* Start Information shown *
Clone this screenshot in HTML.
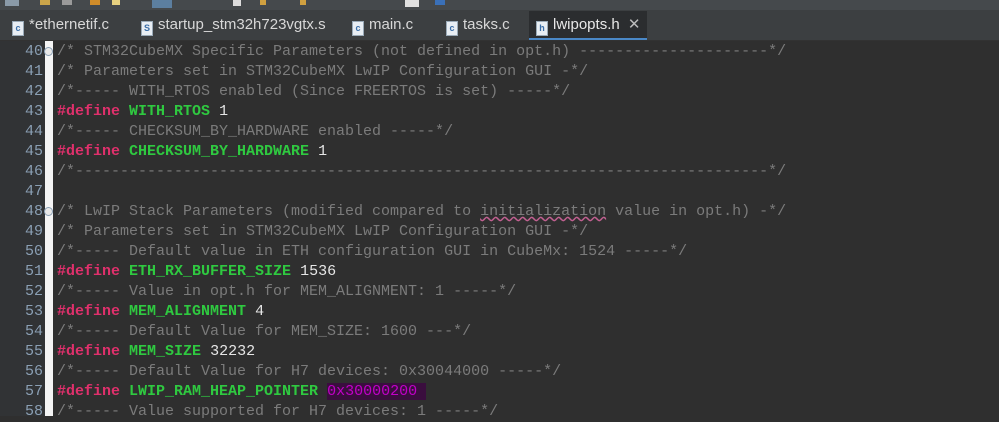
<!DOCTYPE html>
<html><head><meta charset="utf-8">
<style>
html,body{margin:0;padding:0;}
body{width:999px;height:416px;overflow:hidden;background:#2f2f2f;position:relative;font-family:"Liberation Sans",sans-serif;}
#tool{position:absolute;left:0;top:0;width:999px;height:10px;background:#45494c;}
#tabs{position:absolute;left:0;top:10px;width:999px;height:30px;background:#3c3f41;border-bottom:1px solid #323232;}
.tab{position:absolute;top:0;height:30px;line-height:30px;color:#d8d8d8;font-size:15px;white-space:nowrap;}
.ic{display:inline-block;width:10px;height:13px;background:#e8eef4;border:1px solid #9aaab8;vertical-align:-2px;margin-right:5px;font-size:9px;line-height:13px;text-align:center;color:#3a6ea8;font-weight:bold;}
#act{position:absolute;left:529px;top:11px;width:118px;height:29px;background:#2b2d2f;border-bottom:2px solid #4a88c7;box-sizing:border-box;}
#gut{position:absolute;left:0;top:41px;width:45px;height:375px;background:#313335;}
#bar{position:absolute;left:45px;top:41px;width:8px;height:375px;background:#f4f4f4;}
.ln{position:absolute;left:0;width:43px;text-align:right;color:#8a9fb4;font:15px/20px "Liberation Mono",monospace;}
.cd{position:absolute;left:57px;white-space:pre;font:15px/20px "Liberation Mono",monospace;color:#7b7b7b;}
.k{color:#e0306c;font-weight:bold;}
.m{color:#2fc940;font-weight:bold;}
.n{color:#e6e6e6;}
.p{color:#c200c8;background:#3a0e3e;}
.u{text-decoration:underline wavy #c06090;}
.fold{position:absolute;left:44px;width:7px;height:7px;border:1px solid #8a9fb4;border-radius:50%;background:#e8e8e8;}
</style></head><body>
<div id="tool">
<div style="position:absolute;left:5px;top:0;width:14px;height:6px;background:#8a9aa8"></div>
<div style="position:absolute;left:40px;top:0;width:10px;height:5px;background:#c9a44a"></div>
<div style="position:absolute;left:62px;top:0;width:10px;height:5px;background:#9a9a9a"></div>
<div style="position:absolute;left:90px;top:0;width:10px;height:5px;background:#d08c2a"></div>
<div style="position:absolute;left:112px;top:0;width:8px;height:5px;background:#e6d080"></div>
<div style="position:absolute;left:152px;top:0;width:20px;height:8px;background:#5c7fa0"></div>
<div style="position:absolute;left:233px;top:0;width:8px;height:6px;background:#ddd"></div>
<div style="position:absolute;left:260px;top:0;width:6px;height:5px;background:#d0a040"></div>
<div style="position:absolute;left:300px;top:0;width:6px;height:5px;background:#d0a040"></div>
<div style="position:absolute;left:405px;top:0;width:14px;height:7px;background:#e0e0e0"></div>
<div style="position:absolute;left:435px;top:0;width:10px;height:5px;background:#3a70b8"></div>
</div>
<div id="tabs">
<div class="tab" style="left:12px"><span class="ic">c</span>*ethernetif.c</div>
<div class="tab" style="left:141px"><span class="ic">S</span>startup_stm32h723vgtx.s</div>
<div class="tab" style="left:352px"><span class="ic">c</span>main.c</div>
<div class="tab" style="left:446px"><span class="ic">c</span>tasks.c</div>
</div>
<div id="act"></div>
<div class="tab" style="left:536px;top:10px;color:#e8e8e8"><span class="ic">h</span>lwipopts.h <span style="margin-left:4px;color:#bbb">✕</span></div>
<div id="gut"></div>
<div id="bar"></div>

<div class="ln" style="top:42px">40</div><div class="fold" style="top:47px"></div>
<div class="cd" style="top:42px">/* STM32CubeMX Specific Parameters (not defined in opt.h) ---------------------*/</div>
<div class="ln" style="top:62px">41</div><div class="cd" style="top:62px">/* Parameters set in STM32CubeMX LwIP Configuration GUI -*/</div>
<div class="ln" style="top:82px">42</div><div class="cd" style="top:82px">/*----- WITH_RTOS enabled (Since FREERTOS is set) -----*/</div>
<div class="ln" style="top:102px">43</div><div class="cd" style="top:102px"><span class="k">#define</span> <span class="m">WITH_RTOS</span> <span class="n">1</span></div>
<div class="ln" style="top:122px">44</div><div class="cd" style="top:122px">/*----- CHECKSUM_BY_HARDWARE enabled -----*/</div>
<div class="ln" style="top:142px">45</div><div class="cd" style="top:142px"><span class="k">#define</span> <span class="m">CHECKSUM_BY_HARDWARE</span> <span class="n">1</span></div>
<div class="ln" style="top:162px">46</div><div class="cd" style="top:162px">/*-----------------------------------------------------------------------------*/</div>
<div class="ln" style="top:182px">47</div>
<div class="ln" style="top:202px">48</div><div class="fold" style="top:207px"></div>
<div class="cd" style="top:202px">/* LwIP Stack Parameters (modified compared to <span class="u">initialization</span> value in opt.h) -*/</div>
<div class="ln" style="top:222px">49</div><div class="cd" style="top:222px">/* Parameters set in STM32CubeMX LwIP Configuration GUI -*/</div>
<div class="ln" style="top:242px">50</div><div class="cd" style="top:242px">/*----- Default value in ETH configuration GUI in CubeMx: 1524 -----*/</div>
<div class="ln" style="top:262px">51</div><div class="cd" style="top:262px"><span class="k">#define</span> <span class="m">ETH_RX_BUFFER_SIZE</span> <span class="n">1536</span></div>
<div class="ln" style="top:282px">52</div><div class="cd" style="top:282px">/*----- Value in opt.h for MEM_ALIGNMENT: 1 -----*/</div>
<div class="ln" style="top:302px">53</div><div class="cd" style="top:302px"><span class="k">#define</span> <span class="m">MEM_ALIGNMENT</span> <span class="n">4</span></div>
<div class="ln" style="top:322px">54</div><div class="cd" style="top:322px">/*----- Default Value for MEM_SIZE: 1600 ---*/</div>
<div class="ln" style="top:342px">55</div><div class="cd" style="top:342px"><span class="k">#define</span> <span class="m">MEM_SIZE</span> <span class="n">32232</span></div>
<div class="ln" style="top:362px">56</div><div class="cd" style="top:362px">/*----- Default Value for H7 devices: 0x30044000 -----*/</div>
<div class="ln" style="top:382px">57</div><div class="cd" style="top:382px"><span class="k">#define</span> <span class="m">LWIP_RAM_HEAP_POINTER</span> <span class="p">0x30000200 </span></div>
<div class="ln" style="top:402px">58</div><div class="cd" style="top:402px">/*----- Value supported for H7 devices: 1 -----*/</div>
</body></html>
* End Information shown *
What to do -> Transcribe the whole listing exactly. Pictures stay out of your copy.

Written answer ->
Clone this screenshot in HTML.
<!DOCTYPE html>
<html><head><meta charset="utf-8">
<style>
html,body{margin:0;padding:0;}
body{width:999px;height:416px;overflow:hidden;background:#2f2f2f;position:relative;font-family:"Liberation Sans",sans-serif;}
#tool{position:absolute;left:0;top:0;width:999px;height:10px;background:#45494c;}
#tabs{position:absolute;left:0;top:10px;width:999px;height:30px;background:#3c3f41;border-bottom:1px solid #323232;}
.tab{position:absolute;top:0;height:30px;line-height:30px;color:#d8d8d8;font-size:15px;white-space:nowrap;}
.ic{display:inline-block;width:10px;height:13px;background:#e8eef4;border:1px solid #9aaab8;vertical-align:-2px;margin-right:5px;font-size:9px;line-height:13px;text-align:center;color:#3a6ea8;font-weight:bold;}
#act{position:absolute;left:529px;top:11px;width:118px;height:29px;background:#2b2d2f;border-bottom:2px solid #4a88c7;box-sizing:border-box;}
#gut{position:absolute;left:0;top:41px;width:45px;height:375px;background:#313335;}
#bar{position:absolute;left:45px;top:41px;width:8px;height:375px;background:#f4f4f4;}
.ln{position:absolute;left:0;width:43px;text-align:right;color:#8a9fb4;font:15px/20px "Liberation Mono",monospace;}
.cd{position:absolute;left:57px;white-space:pre;font:15px/20px "Liberation Mono",monospace;color:#7b7b7b;}
.k{color:#e0306c;font-weight:bold;}
.m{color:#2fc940;font-weight:bold;}
.n{color:#e6e6e6;}
.p{color:#c200c8;background:#3a0e3e;}
.u{text-decoration:underline wavy #c06090;}
.fold{position:absolute;left:44px;width:7px;height:7px;border:1px solid #8a9fb4;border-radius:50%;background:#e8e8e8;}
</style></head><body>
<div id="tool">
<div style="position:absolute;left:5px;top:0;width:14px;height:6px;background:#8a9aa8"></div>
<div style="position:absolute;left:40px;top:0;width:10px;height:5px;background:#c9a44a"></div>
<div style="position:absolute;left:62px;top:0;width:10px;height:5px;background:#9a9a9a"></div>
<div style="position:absolute;left:90px;top:0;width:10px;height:5px;background:#d08c2a"></div>
<div style="position:absolute;left:112px;top:0;width:8px;height:5px;background:#e6d080"></div>
<div style="position:absolute;left:152px;top:0;width:20px;height:8px;background:#5c7fa0"></div>
<div style="position:absolute;left:233px;top:0;width:8px;height:6px;background:#ddd"></div>
<div style="position:absolute;left:260px;top:0;width:6px;height:5px;background:#d0a040"></div>
<div style="position:absolute;left:300px;top:0;width:6px;height:5px;background:#d0a040"></div>
<div style="position:absolute;left:405px;top:0;width:14px;height:7px;background:#e0e0e0"></div>
<div style="position:absolute;left:435px;top:0;width:10px;height:5px;background:#3a70b8"></div>
</div>
<div id="tabs">
<div class="tab" style="left:12px"><span class="ic">c</span>*ethernetif.c</div>
<div class="tab" style="left:141px"><span class="ic">S</span>startup_stm32h723vgtx.s</div>
<div class="tab" style="left:352px"><span class="ic">c</span>main.c</div>
<div class="tab" style="left:446px"><span class="ic">c</span>tasks.c</div>
</div>
<div id="act"></div>
<div class="tab" style="left:536px;top:10px;color:#e8e8e8"><span class="ic">h</span>lwipopts.h <span style="margin-left:4px;color:#bbb">✕</span></div>
<div id="gut"></div>
<div id="bar"></div>

<div class="ln" style="top:42px">40</div><div class="fold" style="top:47px"></div>
<div class="cd" style="top:42px">/* STM32CubeMX Specific Parameters (not defined in opt.h) ---------------------*/</div>
<div class="ln" style="top:62px">41</div><div class="cd" style="top:62px">/* Parameters set in STM32CubeMX LwIP Configuration GUI -*/</div>
<div class="ln" style="top:82px">42</div><div class="cd" style="top:82px">/*----- WITH_RTOS enabled (Since FREERTOS is set) -----*/</div>
<div class="ln" style="top:102px">43</div><div class="cd" style="top:102px"><span class="k">#define</span> <span class="m">WITH_RTOS</span> <span class="n">1</span></div>
<div class="ln" style="top:122px">44</div><div class="cd" style="top:122px">/*----- CHECKSUM_BY_HARDWARE enabled -----*/</div>
<div class="ln" style="top:142px">45</div><div class="cd" style="top:142px"><span class="k">#define</span> <span class="m">CHECKSUM_BY_HARDWARE</span> <span class="n">1</span></div>
<div class="ln" style="top:162px">46</div><div class="cd" style="top:162px">/*-----------------------------------------------------------------------------*/</div>
<div class="ln" style="top:182px">47</div>
<div class="ln" style="top:202px">48</div><div class="fold" style="top:207px"></div>
<div class="cd" style="top:202px">/* LwIP Stack Parameters (modified compared to <span class="u">initialization</span> value in opt.h) -*/</div>
<div class="ln" style="top:222px">49</div><div class="cd" style="top:222px">/* Parameters set in STM32CubeMX LwIP Configuration GUI -*/</div>
<div class="ln" style="top:242px">50</div><div class="cd" style="top:242px">/*----- Default value in ETH configuration GUI in CubeMx: 1524 -----*/</div>
<div class="ln" style="top:262px">51</div><div class="cd" style="top:262px"><span class="k">#define</span> <span class="m">ETH_RX_BUFFER_SIZE</span> <span class="n">1536</span></div>
<div class="ln" style="top:282px">52</div><div class="cd" style="top:282px">/*----- Value in opt.h for MEM_ALIGNMENT: 1 -----*/</div>
<div class="ln" style="top:302px">53</div><div class="cd" style="top:302px"><span class="k">#define</span> <span class="m">MEM_ALIGNMENT</span> <span class="n">4</span></div>
<div class="ln" style="top:322px">54</div><div class="cd" style="top:322px">/*----- Default Value for MEM_SIZE: 1600 ---*/</div>
<div class="ln" style="top:342px">55</div><div class="cd" style="top:342px"><span class="k">#define</span> <span class="m">MEM_SIZE</span> <span class="n">32232</span></div>
<div class="ln" style="top:362px">56</div><div class="cd" style="top:362px">/*----- Default Value for H7 devices: 0x30044000 -----*/</div>
<div class="ln" style="top:382px">57</div><div class="cd" style="top:382px"><span class="k">#define</span> <span class="m">LWIP_RAM_HEAP_POINTER</span> <span class="p">0x30000200 </span></div>
<div class="ln" style="top:402px">58</div><div class="cd" style="top:402px">/*----- Value supported for H7 devices: 1 -----*/</div>
</body></html>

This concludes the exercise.